• [Records supplied]:
--- Begin ---

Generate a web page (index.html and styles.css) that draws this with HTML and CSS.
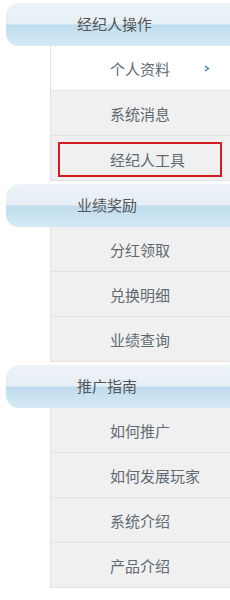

--- End ---
--- Begin ---

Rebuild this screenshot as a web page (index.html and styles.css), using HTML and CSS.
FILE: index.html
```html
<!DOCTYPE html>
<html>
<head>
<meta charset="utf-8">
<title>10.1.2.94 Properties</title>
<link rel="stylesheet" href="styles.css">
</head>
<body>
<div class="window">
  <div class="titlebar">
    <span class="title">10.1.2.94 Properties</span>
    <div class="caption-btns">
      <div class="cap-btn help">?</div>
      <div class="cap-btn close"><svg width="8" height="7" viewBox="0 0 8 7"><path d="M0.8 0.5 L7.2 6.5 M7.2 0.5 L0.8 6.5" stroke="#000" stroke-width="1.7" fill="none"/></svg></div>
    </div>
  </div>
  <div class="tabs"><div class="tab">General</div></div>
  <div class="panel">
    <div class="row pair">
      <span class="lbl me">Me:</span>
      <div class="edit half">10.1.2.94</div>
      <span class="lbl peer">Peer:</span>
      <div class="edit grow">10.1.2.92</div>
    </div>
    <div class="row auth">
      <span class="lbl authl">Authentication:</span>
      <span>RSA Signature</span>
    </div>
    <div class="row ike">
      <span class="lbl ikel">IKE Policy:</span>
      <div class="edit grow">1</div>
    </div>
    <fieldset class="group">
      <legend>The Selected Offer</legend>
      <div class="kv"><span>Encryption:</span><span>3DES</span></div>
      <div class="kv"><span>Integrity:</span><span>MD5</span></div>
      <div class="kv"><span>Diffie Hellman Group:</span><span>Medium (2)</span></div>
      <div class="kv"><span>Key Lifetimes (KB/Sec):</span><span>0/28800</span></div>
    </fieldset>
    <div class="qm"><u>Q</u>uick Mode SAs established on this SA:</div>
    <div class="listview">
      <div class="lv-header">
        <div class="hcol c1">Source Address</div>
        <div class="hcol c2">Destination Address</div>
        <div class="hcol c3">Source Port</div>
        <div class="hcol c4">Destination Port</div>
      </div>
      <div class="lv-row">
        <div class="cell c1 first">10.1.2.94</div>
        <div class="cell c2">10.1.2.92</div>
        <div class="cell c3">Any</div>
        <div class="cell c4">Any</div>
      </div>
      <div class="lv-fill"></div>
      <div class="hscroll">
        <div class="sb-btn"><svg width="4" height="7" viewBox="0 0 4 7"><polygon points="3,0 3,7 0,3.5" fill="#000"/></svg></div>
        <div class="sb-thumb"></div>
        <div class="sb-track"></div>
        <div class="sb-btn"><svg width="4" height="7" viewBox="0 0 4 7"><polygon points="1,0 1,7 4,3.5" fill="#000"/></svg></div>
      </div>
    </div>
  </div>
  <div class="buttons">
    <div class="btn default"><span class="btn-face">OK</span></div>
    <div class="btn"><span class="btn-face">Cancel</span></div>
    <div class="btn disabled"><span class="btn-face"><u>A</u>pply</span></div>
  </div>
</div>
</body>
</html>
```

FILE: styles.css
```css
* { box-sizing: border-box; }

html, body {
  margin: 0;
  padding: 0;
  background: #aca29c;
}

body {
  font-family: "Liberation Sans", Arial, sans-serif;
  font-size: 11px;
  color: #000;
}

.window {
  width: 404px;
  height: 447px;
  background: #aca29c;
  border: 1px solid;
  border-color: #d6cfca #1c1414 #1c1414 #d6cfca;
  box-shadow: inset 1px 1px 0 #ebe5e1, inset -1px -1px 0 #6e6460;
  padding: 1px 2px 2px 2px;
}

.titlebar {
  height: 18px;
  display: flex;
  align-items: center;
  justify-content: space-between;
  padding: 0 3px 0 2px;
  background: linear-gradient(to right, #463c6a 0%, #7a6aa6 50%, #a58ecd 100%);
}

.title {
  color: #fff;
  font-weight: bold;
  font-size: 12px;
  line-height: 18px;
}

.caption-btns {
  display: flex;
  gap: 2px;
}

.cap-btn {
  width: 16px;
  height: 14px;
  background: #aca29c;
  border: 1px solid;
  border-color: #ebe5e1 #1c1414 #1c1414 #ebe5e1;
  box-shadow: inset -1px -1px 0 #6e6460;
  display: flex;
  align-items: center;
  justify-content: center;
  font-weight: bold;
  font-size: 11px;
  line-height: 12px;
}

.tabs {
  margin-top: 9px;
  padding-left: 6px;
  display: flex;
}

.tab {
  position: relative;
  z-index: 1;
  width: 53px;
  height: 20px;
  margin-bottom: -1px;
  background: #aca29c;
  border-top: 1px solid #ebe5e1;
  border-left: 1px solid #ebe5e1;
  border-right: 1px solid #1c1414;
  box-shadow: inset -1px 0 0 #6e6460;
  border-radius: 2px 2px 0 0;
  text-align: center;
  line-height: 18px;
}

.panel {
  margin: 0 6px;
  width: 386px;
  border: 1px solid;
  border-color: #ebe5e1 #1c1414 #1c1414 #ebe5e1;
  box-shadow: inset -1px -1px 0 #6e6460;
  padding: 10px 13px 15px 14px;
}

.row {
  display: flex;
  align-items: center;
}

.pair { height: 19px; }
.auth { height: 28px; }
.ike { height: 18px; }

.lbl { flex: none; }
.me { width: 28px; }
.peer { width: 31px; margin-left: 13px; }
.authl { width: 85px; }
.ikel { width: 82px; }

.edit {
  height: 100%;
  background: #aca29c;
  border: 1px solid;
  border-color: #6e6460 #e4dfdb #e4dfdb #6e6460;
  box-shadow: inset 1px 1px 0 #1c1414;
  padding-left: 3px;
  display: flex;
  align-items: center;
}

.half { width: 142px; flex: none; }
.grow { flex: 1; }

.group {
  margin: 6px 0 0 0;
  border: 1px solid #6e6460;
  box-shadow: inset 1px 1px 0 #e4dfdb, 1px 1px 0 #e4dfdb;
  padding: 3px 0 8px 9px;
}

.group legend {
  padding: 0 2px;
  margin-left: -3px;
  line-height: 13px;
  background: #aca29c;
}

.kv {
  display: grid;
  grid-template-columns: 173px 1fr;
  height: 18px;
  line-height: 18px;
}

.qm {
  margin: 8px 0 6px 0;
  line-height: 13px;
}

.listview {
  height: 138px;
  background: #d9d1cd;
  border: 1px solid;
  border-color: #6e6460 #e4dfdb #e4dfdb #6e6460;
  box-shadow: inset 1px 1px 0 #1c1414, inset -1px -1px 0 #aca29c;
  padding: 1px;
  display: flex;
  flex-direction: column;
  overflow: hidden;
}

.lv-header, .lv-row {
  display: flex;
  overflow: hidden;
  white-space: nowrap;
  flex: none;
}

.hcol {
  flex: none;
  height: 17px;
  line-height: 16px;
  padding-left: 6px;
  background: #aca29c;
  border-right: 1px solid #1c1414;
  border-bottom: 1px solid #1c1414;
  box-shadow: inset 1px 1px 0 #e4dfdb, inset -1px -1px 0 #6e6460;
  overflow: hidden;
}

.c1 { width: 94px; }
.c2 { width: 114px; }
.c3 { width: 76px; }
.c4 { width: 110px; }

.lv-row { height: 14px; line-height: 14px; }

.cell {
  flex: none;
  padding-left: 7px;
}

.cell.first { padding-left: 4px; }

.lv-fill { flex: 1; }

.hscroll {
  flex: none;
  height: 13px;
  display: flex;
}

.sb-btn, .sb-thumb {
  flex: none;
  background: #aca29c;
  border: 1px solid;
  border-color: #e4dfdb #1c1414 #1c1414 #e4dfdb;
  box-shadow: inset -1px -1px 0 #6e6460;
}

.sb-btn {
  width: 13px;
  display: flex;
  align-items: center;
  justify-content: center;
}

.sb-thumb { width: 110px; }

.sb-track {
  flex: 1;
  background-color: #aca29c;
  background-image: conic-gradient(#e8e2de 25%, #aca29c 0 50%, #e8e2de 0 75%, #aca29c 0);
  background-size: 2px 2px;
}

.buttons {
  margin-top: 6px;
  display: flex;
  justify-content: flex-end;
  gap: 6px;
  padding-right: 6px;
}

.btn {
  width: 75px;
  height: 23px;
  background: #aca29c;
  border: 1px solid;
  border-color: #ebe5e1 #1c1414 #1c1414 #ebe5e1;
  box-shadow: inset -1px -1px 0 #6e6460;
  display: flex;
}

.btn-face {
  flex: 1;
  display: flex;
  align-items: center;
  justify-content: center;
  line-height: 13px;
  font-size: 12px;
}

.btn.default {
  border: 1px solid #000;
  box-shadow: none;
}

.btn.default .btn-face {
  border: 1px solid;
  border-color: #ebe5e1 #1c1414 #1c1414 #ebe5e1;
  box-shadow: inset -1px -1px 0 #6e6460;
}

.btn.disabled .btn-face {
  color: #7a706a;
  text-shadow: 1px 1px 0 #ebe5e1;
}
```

--- End ---

From the listing above, copy every line that includes the word "index".

Generate a web page (index.html and styles.css) that draws this with HTML and CSS.
Rebuild this screenshot as a web page (index.html and styles.css), using HTML and CSS.
FILE: index.html
  z-index: 1;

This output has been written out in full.